8.3 Nonlinear terms and aliasing
We now discuss the treatment of nonlinear terms in numerical solution of partial differential equations with Fourier spectral methods. As an example, let us regard the simple multiplication of two functions, \begin {equation} h(x) = f(x) g(x). \label {eq:nonlinear-example} \end {equation} We expand both \(f(x)\), \(g(x)\) and \(h(x)\) into a truncated Fourier series, i.e. we write \begin {align} f(x) &\approx \sum _{n=-N}^N \hat {a}_n \exp \left (iq_nx\right ), \\ g(x) &\approx \sum _{m=-N}^N \hat {b}_m \exp \left (iq_mx\right ), \\ h(x) &\approx \sum _{k=-N}^N \hat {c}_k \exp \left (iq_kx\right ).\label {eq:h_orginal_range} \end {align}
To simplify notation, we use \(N\) to denote the truncation of the sums which now run over \(2N+1\) terms.
Inserting into Eq. \eqref{eq:nonlinear-example} yields \begin {equation} h(x) = \sum _{n=-N}^N \sum _{m=-N}^N \hat {a}_n \hat {b}_m \exp \left (iq_{n+m}x\right ). \end {equation} This means, that \(h(x)\) is expressed as a truncated Fourier series with frequencies \(q_{n+m}\) from range \(-2N\leq n+m \leq 2N\). However, we can expand \(h(x)\) in the original range of frequencies from Eq. \eqref{eq:h˙orginal˙range} as follows.
The discrete form of this equation can be obtained from the Galerkin method, i.e. by multiplying with \(\exp \left (iq_kx\right )\) from the left, which yields \begin {equation} \hat {c}_k = \frac {1}{L} \left (\exp (iq_kx), h(x)\right ) = \sum _{n=-N}^N \sum _{m=-N}^N \hat { a}_n \hat {b}_m \delta _{k,n+m} = \sum _{n=-N}^N \hat { a}_n \hat {b}_{k-n}, \label {eq:nonlinear-convolution} \end {equation} and thus \begin {equation} h(x) = \sum _{k=-N}^N \underbrace { \sum _{n=-N}^N \hat { a}_n \hat {b}_{k-n}}_{\hat {c}_k} \exp \left (iq_{k}x\right ). \end {equation} An important observation is that \(\hat {c}_k\) is nonzero in the range \(-2N\leq k \leq 2N\), but we truncated the sum at \(N\).

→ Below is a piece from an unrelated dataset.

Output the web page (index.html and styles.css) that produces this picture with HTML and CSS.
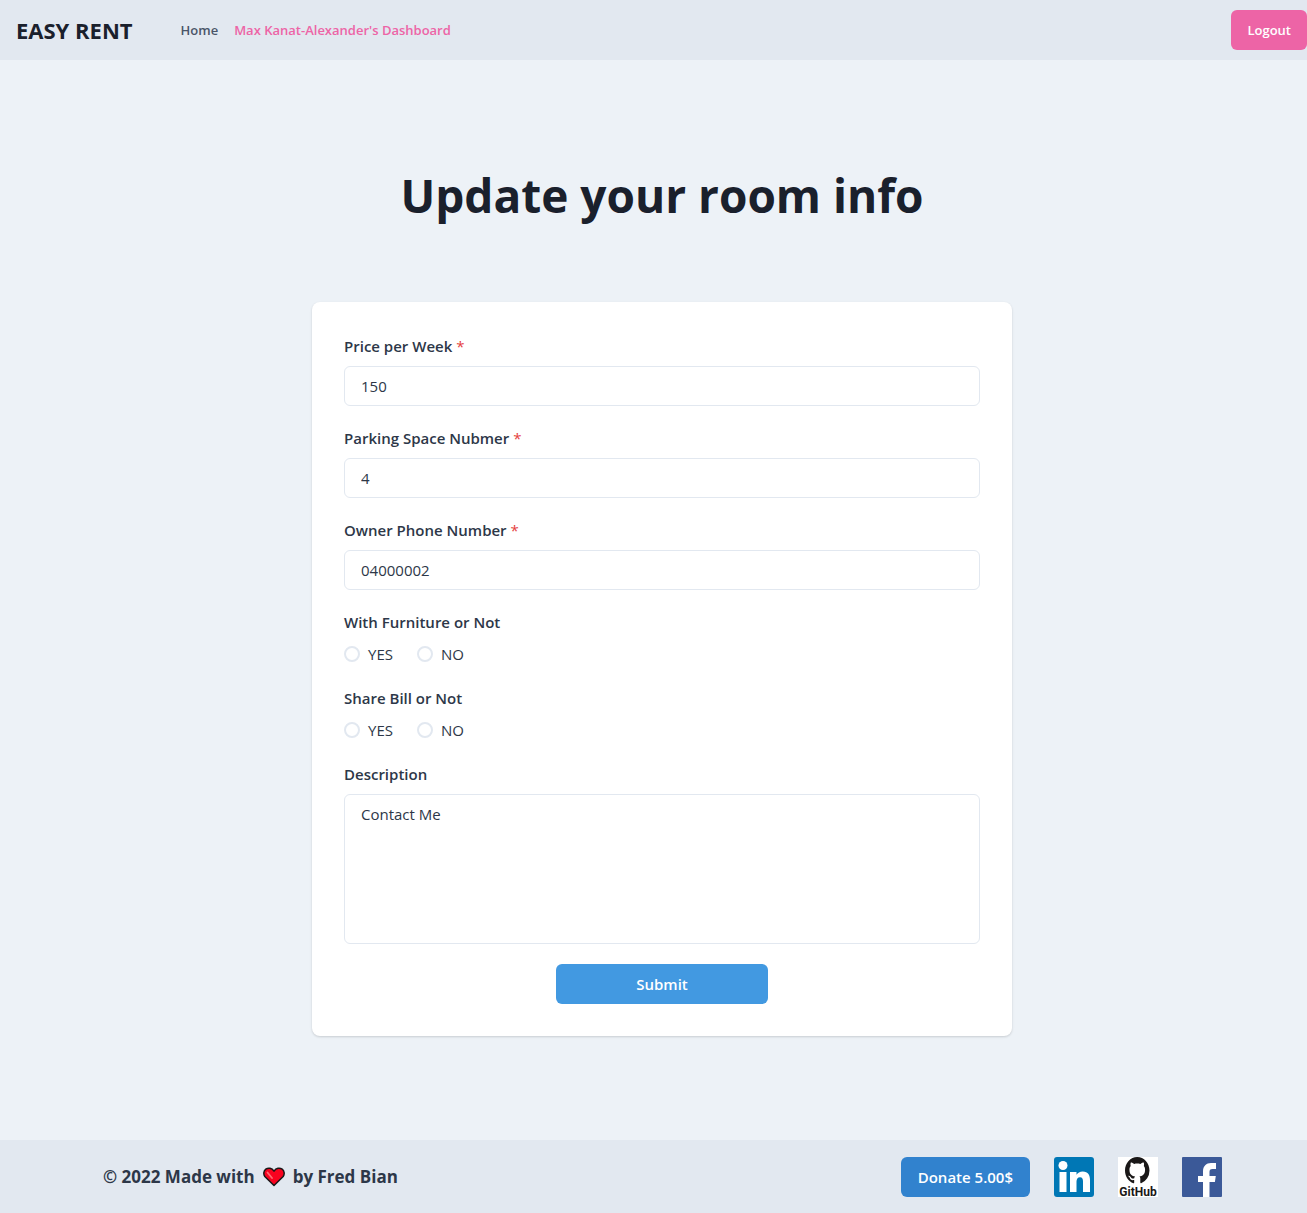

Since \(\hat {b}_m\) in Eq. \eqref{eq:cyclic-convolution-dft} is not cyclic, using the discrete Fourier transform to compute this convolution introduces an error. This type of numerical error is called aliasing.
Aliasing can be removed from the cyclic convolution by zero padding the two vectors. We set \(\hat {a}_n=0\) and \(\hat {b}_n=0\) for \(n > K\). The value of \(\hat {c}_k\) is then exact for \(k\leq K\) if \(2K\leq N+(N-K)\), yielding \(K\leq 2N/3\) (see Fig. 8.1 for an illustration). This means we can compute the convolution, Eq. \eqref{eq:nonlinear-convolution}, using the FFT for the cyclic convolution at the expanse of discarding \(1/3\) of the wavevectors. This is called the \(2/3\) rule (Orszag, 1971).